Science

Chemists Designing `Molecular Baskets` to Help Capture Deadly Nerve Agents

Like tiny superheroes in your bloodstream.

Staff Sgt. Steve Faulisi, U.S. Air Force

Delivered innocuously on the tip of an umbrella or a doorknob, nerve agents are the epitome of quiet, but deadly. By cutting off the muscular control to breathe, the end result of these agents of chemical warfare is asphyxiation in a matter of a painful minutes.

Dealing with these unpleasant compounds has typically required a cocktail of chemicals, but new research published in Chemistry - A European Journal lays out another potential method of defense against these types of weapons. Scientists at The Ohio State University recently explored the possibility of using something they call ‘molecular baskets’ to capture nerve agents or other harmful air-borne agents with future hope for biological use.

How Do These ‘Molecular Baskets’ Work?

Jovica Badjic, professor of chemistry and biochemistry at The Ohio State University, created the designer molecules in the shape of baskets. Each molecule has an amino acid on the rim which helps specify what the basket will target. When the team shines ultraviolet light on these molecules, the compounds lose carbon dioxide molecules, which forces the basket to come together and aggregate, picking up nerve agents along the way to form a collective mass.

In a previous paper, these molecular baskets formed a solid when collecting the nerve agent, which is visible in the vial on right.

Sarah E. Border, Radoslav Z. Pavlović, Lei Zhiquan, and Jovica Badjic

In previous research, these light-activated molecules formed an easily removable solid. Although promising in a tank of water, creating a solid inside the body isn’t a great idea. In Badjic’s most recent study, molecular baskets with glutamic acid bunched together as nanoparticles instead of a solid. Because these are tiny particles (50-100 nm in diameter) and stayed in solution, they could be theoretically just pass through a human body and exit without issue.

Nanoparticles have fascinated the research community as a promising tool for drug delivery — particularly to combat cancer — for a long time. In this case, instead of delivering substances into the body, Badjic’s new molecular basket capitalizes on taking a substance out. Once refined, the nanoparticles could be consumed before entering conflict areas or be integrated into the current treatment cocktail.
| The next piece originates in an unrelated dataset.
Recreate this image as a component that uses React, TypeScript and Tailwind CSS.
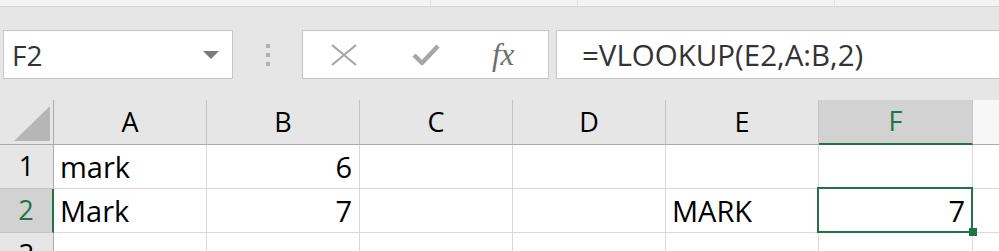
import React from 'react'

const cols = ['A', 'B', 'C', 'D', 'E', 'F']

type Cell = { text?: string; align?: 'left' | 'right' }

const rows: { n: number; cells: Cell[] }[] = [
  { n: 1, cells: [{ text: 'mark' }, { text: '6', align: 'right' }, {}, {}, {}, {}] },
  { n: 2, cells: [{ text: 'Mark' }, { text: '7', align: 'right' }, {}, {}, { text: 'MARK' }, { text: '7', align: 'right' }] },
  { n: 3, cells: [{}, {}, {}, {}, {}, {}] },
]

export default function App() {
  return (
    <div className="w-[999px] h-[251px] overflow-hidden bg-[#e6e6e6] font-['Open_Sans',sans-serif]">
      {/* ribbon edge */}
      <div className="h-[7px] bg-[#f3f3f3] border-b border-[#d6d6d6] flex">
        <div className="w-[431px] border-r border-[#e2e2e2]"></div>
        <div className="w-[147px] border-r border-[#e2e2e2]"></div>
        <div className="w-[257px] border-r border-[#e2e2e2]"></div>
      </div>

      {/* formula bar */}
      <div className="flex items-stretch mt-[23px] h-[49px]">
        <div className="ml-[3px] w-[230px] bg-white border border-[#c6c6c6] flex items-center justify-between pl-[8px] pr-[13px]">
          <span className="text-[28px] text-[#333333] leading-none">F2</span>
          <svg width="16" height="8" viewBox="0 0 16 8">
            <polygon points="0,0 16,0 8,8" fill="#7a7a7a" />
          </svg>
        </div>
        <div className="w-[69px] flex flex-col items-center justify-center gap-[5px] pl-[1px]">
          <div className="w-[4px] h-[4px] bg-[#b2b2b2]"></div>
          <div className="w-[4px] h-[4px] bg-[#b2b2b2]"></div>
          <div className="w-[4px] h-[4px] bg-[#b2b2b2]"></div>
        </div>
        <div className="w-[247px] bg-white border border-[#c6c6c6] flex items-center">
          <svg className="ml-[28px]" width="26" height="22" viewBox="0 0 26 22">
            <path d="M1 1 L25 21 M25 1 L1 21" stroke="#a6a6a6" strokeWidth="2.2" fill="none" />
          </svg>
          <svg className="ml-[55px]" width="28" height="22" viewBox="0 0 28 22">
            <path d="M2 11 L10 19 L26 2" stroke="#a6a6a6" strokeWidth="4.5" fill="none" strokeLinejoin="round" />
          </svg>
          <span className="ml-[52px] font-['Liberation_Serif',serif] italic text-[31px] text-[#6e6e6e] leading-none">fx</span>
        </div>
        <div className="ml-[7px] flex-1 bg-white border border-r-0 border-[#c6c6c6] flex items-center pl-[25px]">
          <span className="text-[29.5px] text-[#333333] leading-none">=VLOOKUP(E2,A:B,2)</span>
        </div>
      </div>

      {/* sheet grid */}
      <div className="mt-[21px] grid grid-cols-[54px_153px_153px_153px_153px_153px_154px_1fr]">
        <div className="h-[45px] border-r border-b border-[#ababab] bg-[#e6e6e6] flex items-end justify-end pr-[3px] pb-[3px]">
          <svg width="36" height="35" viewBox="0 0 36 35">
            <polygon points="36,0 36,35 0,35" fill="#b6b6b6" />
          </svg>
        </div>
        {cols.map(c => {
          const active = c === 'F'
          return (
            <div
              key={c}
              className={
                active
                  ? 'h-[45px] bg-[#d2d2d2] border-r border-[#c4c4c4] border-b-2 border-b-[#217346] flex items-center justify-center text-[27px] text-[#217346]'
                  : 'h-[45px] bg-[#e6e6e6] border-r border-b border-r-[#c4c4c4] border-b-[#ababab] flex items-center justify-center text-[27px] text-black'
              }
            >
              {c}
            </div>
          )
        })}
        <div className="h-[45px] bg-[#f7f7f7] border-b border-[#ababab]"></div>

        {rows.map(r => (
          <React.Fragment key={r.n}>
            <div
              className={
                r.n === 2
                  ? 'h-[44px] bg-[#d2d2d2] border-r-2 border-r-[#217346] border-b border-b-[#c4c4c4] flex items-center justify-center text-[27px] text-[#217346]'
                  : 'h-[44px] bg-[#e6e6e6] border-r border-b border-r-[#ababab] border-b-[#c4c4c4] flex items-center justify-center text-[27px] text-black'
              }
            >
              {r.n}
            </div>
            {r.cells.map((cell, i) => {
              const selected = r.n === 2 && i === 5
              return (
                <div
                  key={i}
                  className={
                    'relative h-[44px] bg-white border-r border-b border-[#d9d9d9] flex items-center text-[29px] text-black leading-none ' +
                    (selected ? 'z-10 ' : '') +
                    (cell.align === 'right' ? 'justify-end pr-[7px]' : 'justify-start pl-[6px]')
                  }
                >
                  {cell.text}
                  {selected && (
                    <>
                      <div className="absolute -left-[2px] -top-[2px] -right-[1px] -bottom-[1px] border-2 border-[#217346]"></div>
                      <div className="absolute -right-[5px] -bottom-[4px] w-[8px] h-[8px] bg-[#217346]"></div>
                    </>
                  )}
                </div>
              )
            })}
            <div className="h-[44px] bg-white border-b border-[#d9d9d9]"></div>
          </React.Fragment>
        ))}
      </div>
    </div>
  )
}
When it comes to nerve agents, speed is an important part of the equation, as they can act in a matter of minutes or span across days.

“I do believe the [molecular] recognition process is pretty fast.” says Badjic. “If nanoparticles are in the body already, you lower the concentration of nerve agents in solution, and you slow down the process.”

The molecular baskets in application would race against the nerve agent’s goal to bond to the enzyme acetylcholinesterase (AChE). Nerve agents bond to AChE to block the production of a neurotransmitter that allows the body to communicate with its organs. By collecting the nerve agents and whisking them away before this connection happens, molecular baskets could either prevent or reduce the intensity of this attack within the body, paving the way for the other drugs, such as diazepam and midazolam (anticonvulsants), to finish the battle.

US Army Col. Thomas Frank, the US Army Medical Research Institute of Chemical Defense Casualty Care Division chief, demonstrates how to use a nerve agent antidote. 

U.S. Air Force, Airman 1st Class Jesenia Landaverde

Badjic’s molecules may also have a use when the body isn’t under a toxic countdown. Nerve agents and pesticides actually share a similar molecular structure — similar enough that molecular baskets could pick them up as well.

“There’s about 200,000 deaths per year because of pesticides.” says Badjic. “This is also a serious problem that needs to be addressed.” While nowhere near as poisonous as nerve agents, pesticides play a long-term game, as they’re linked to illnesses such as cancer and Alzheimer’s disease.

What Comes Next?

“I would really like to see how [molecular baskets] operate in biological systems,” Badjic says. The team already confirmed that the nanoparticles work in urine; blood is the next environment to test, although testing individual solutions is still distant from full biological panels.

In the future, Badjic imagines hollow nanoparticles could both deliver the nerve-agent cocktail and collect the remnants to carry outside the body.

“I’m excited about the outcome,” says Badjic. “I just don’t want to get too far ahead.”